B. Background and Parties Respective Cases
[2] On 23rd May 2017 and 13th July, this honorable court issued an injunction against the defendant restraining it from issuing any further Statutory Notices and/or interfering with the plaintiffs suit property in any manner whatsoever pending the hearing and determination of the main suit.
[3] Upon reading the Notice of Motion dated 15th May 2017, brought under Certificate of Urgency under section 3A of the Civil Procedure Act (cap 21), Order 40 Rules 1, 2 and 4 of the Civil Procedure Rules, 2010 and upon hearing the oral submissions of counsels for both the Plaintiff/Applicant and Defendant/Respondent together with supporting affidavits from both parties, the Court ordered as follows;
1. THAT the Defendant/Respondent do file and serve a replying affidavit within fourteen days from the date hereof.
2. THAT the Plaintiff/Applicant is granted corresponding leave to file a further Affidavit, if need be, within seven days upon service.
3. THAT pending the inter-parties hearing of the Application on 8th June 2017, the court grants interim orders of injunction restraining the defendant/Respondent from issuing nay letters, demands or statutory notices to the Plaintiff/Applicant over parcel of land title No. Ngong/Ngong/28914 and motor registration number KBM 283V and not to interfere with the status, management and or operations of the Plaintiffs schools in any manner whatsoever.
[4] It is the Defendant/Respondents submission that, the above orders have been extended severally at the instance of the Plaintiff.
On 13th July 217 further orders to be complied with by both parties. The Plaintiff made only one installment payment of Kshs 1,000,000.00 on the 19th September 2017 in compliance with court orders. The Court further ordered that each party to file its Reconciliation Report by the 8th December 2017.
[5] To expedite the disposal of the suit, the honorable court made further orders on the 14th December 2017 and fixed the case for hearing on 2nd February 2018. In the meantime, the interim orders were extended pending the hearing and determination of the main suit.
It is the Defendants submission that the suit has never proceeded to hearing since it was fixed.

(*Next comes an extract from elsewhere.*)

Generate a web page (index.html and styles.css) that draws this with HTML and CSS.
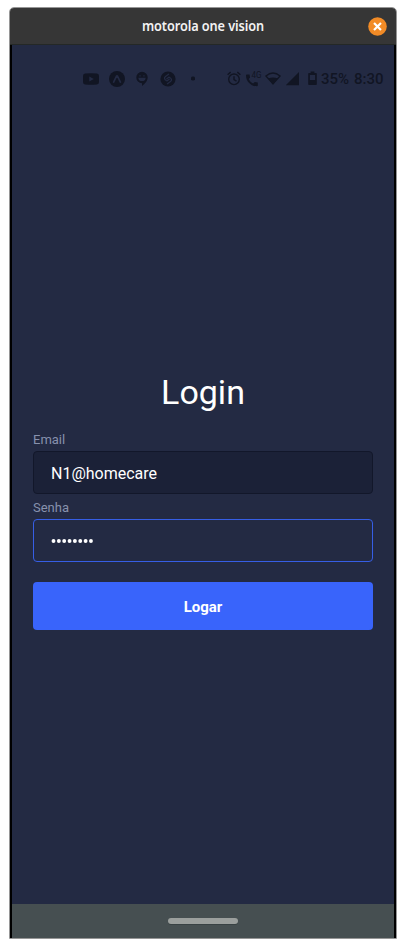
FILE: index.html
```html
<!DOCTYPE html>
<html lang="pt-BR">
<head>
<meta charset="utf-8">
<title>motorola one vision</title>
<link rel="stylesheet" href="styles.css">
</head>
<body>
<div class="window">
  <header class="titlebar">
    <span class="title">motorola one vision</span>
    <button class="close" aria-label="Fechar"><svg width="19" height="19" viewBox="0 0 19 19"><circle cx="9.5" cy="9.5" r="9.3" fill="#f28b26"/><path d="M6.800 6.800l5.400 5.400M12.200 6.800l-5.400 5.400" stroke="#fff" stroke-width="2.200" stroke-linecap="square"/></svg></button>
  </header>
  <div class="device">
    <div class="screen">
      <div class="status">
        <div class="notifications">
          <svg width="16" height="16" viewBox="0 0 16 16"><path fill-rule="evenodd" d="M2 2.500Q8 1.900 14 2.500Q16 2.600 16 5v6q0 2.400-2 2.500Q8 14.100 2 13.500Q0 13.400 0 11V5Q0 2.600 2 2.500M6.300 5.500v5L10.800 8z"/></svg>
          <svg width="16" height="16" viewBox="0 0 16 16"><circle cx="8" cy="8" r="8"/><path class="cut" d="M4.600 11.100L7.500 5.100q.5-.6 1 0l2.900 6" stroke-width="1.700" stroke-linecap="round"/></svg>
          <svg width="12" height="16" viewBox="0 0 12 16"><path d="M6 .800a5.700 5.700 0 0 1 5.700 5.700c0 3-2.300 6-5.700 8.500v-2.800A5.700 5.700 0 1 1 6 .800"/><path class="cutfill" d="M2.300 6.700h7.400q-.2 3.400-3.700 3.400T2.300 6.700"/><path class="cut" d="M3.300 4.900h1.500M7.200 4.900h1.500"/></svg>
          <svg width="16" height="16" viewBox="0 0 16 16"><circle cx="8" cy="8" r="7.600"/><path class="cut" d="M6.700 9.800C4.300 8.500 3.800 6.700 5.500 5.500L8.600 3.300M9.300 6.200c2.400 1.300 2.900 3.100 1.200 4.300l-3.100 2.200M6.800 7.700L8.800 6.200M7.200 9.800l2-1.500" stroke-width="1.300" stroke-linecap="round"/></svg>
          <svg width="4" height="16" viewBox="0 0 4 16"><circle cx="2" cy="7.500" r="2.100"/></svg>
        </div>
        <div class="system">
          <svg class="alarm" width="14" height="16" viewBox="0 0 14 16"><g fill="none" stroke="#111523" stroke-width="1.400"><circle cx="7" cy="8.300" r="5.300"/><path d="M.6 3.700L3.700 1.100M13.400 3.700L10.300 1.100M7 5.200v3.400l2.500 1.500"/></g></svg>
          <svg class="phone" width="16" height="16" viewBox="0 0 16 16"><path d="M.8 3.500h2.700l.6 3-1.500 1.600q1.500 3.100 4.500 4.500l1.700-1.600 3 .6v2.900q0 .8-1 .8C4.800 15 0 10.200 0 4.400q0-.9.800-.9"/><text x="5.400" y="7.100" textLength="10" lengthAdjust="spacingAndGlyphs">4G</text></svg>
          <svg class="wifi" width="16" height="16" viewBox="0 0 16 16"><path d="M.9 5Q8-1 15.100 5L8 12.800z" fill="none" stroke="#111523" stroke-width="1.300"/><path d="M3 7.400Q8 5.400 13 7.400L8 13.500z"/></svg>
          <svg class="signal" width="14" height="16" viewBox="0 0 14 16"><path d="M13 1v13.200H-.2z"/></svg>
          <svg class="battery" width="9" height="16" viewBox="0 0 9 16"><path fill-rule="evenodd" d="M2.600.5h3.800V2H8q.8 0 .8.800v10.500q0 .8-.8.800H1q-.8 0-.8-.8V2.800Q.2 2 1 2h1.600zM1.900 4v5h5.200V4z"/></svg>
          <span class="percent">35%</span>
          <span class="time">8:30</span>
        </div>
      </div>
      <main class="login">
        <h1>Login</h1>
        <label for="email">Email</label>
        <input id="email" type="text" value="N1@homecare">
        <label>Senha</label>
        <div class="field"><svg class="dots" width="44" height="6" viewBox="0 0 44 6"><circle cx="2.500" cy="3" r="1.950"/><circle cx="7.850" cy="3" r="1.950"/><circle cx="13.200" cy="3" r="1.950"/><circle cx="18.550" cy="3" r="1.950"/><circle cx="23.900" cy="3" r="1.950"/><circle cx="29.250" cy="3" r="1.950"/><circle cx="34.600" cy="3" r="1.950"/><circle cx="39.950" cy="3" r="1.950"/></svg></div>
        <button class="submit">Logar</button>
      </main>
    </div>
    <div class="nav"><span class="handle"></span></div>
  </div>
</div>
</body>
</html>
```
FILE: styles.css
```css
* { box-sizing: border-box; }
body { margin: 0; padding: 7px 9px 9px; width: 406px; height: 948px; background: #fff; font-family: Roboto, sans-serif; overflow: hidden; }
button { font: inherit; border: 0; padding: 0; background: none; }
svg { display: block; flex: none; fill: #111523; }
.window { width: 388px; height: 932px; border: 1px solid #969696; border-radius: 5px 5px 0 0; overflow: hidden; display: flex; flex-direction: column; }
.titlebar { height: 37px; flex: none; background: #363636; border-bottom: 1px solid #242826; display: grid; grid-template-columns: 28px 1fr 28px; align-items: center; }
.title { grid-column: 2; text-align: center; font: 600 14px/20px "Noto Sans", sans-serif; letter-spacing: -.1px; color: #f2f2f2; white-space: nowrap; transform: scaleX(.91); }
.close { width: 19px; height: 19px; }
.device { flex: 1; padding: 0 2px; background: #000; display: flex; flex-direction: column; }
.screen { flex: 1; background: #232a43; }
.status { height: 68px; padding: 26px 10px 0 71px; display: flex; justify-content: space-between; align-items: flex-start; }
.notifications { display: flex; gap: 10px; }
.notifications svg:nth-child(3) { margin-left: 1px; }
.notifications svg:nth-child(4) { margin-left: 1.5px; }
.notifications svg:nth-child(5) { margin-left: 5.5px; }
.cut { fill: none; stroke: #232a43; }
.cutfill { fill: #232a43; }
.system { display: flex; color: #111523; font-weight: 500; font-size: 15px; line-height: 17px; white-space: nowrap; }
.alarm { margin-right: 5px; }
.phone { margin-right: 3px; }
.phone text { font: 8.5px Roboto, sans-serif; }
.wifi { margin-right: 5px; }
.signal { margin-right: 8px; }
.battery { margin-right: 4px; }
.percent { width: 33px; }
.time { width: 30px; }
.login { padding: 259px 21px 0; display: flex; flex-direction: column; }
h1 { margin: 0 0 20px; font-weight: 400; font-size: 34px; line-height: 40px; text-align: center; color: #fff; }
label { font-size: 13px; line-height: 16px; margin-bottom: 3px; color: #8791ad; }
input, .field { width: 340px; height: 43px; border: 1px solid #12172a; border-radius: 4px; padding: 0 17px; background: #1b2137; color: #fff; font: 16px Roboto, sans-serif; }
input { margin-bottom: 6px; outline: 0; padding-top: 1px; }
.field { border-color: #365ee5; background: #232a43; display: flex; align-items: center; }
.dots { fill: #fff; }
.submit { height: 48px; margin-top: 20px; padding-top: 2px; border-radius: 4px; background: #3964fb; color: #fff; font-weight: 700; font-size: 15px; }
.nav { height: 34px; background: #464f51; display: flex; align-items: center; justify-content: center; }
.handle { width: 70px; height: 6px; border-radius: 3px; background: #9b9f9d; box-shadow: 0 1px #394244; }
```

That the Plaintiff has adjourned it on flimsy grounds every time the case comes up for hearing.
[6] This led to the Defendant to file the Defence/Counter Claim under a Notice of Motion and Certificate of Urgency before this Court seeking the following orders;
1. That the Application be certified urgent and heard exparte in the first instance,
2. That the Honorable Court be pleased to set aside the orders of injunction issued on 23rd May 2017 and 13the July 2018 restraining the Defendant from issuing Demand or Statutory Notices and disposing or in any other way interfering with the Plaintiffs’ property known as Title No. Ngong/Ngong/28914.
3. That the Defendant be at liberty to issue the Forty Days’ Notice and Forty-Five Days Auctioneers Notice and thereafter sell the property by way of public auction in exercise of its statutory power of sale.
[7] On 4th May 2018, the Plaintiff filed Grounds of opposition as follows;
1. That the Application by the Defendants amounts to contempt of court’s Conservatory Orders to maintain the status quo between the parties until the full hearing and determination of the suit.
2. The court order for the status quo to be maintained because parties have competing and rival claims each of which are not superior to the other.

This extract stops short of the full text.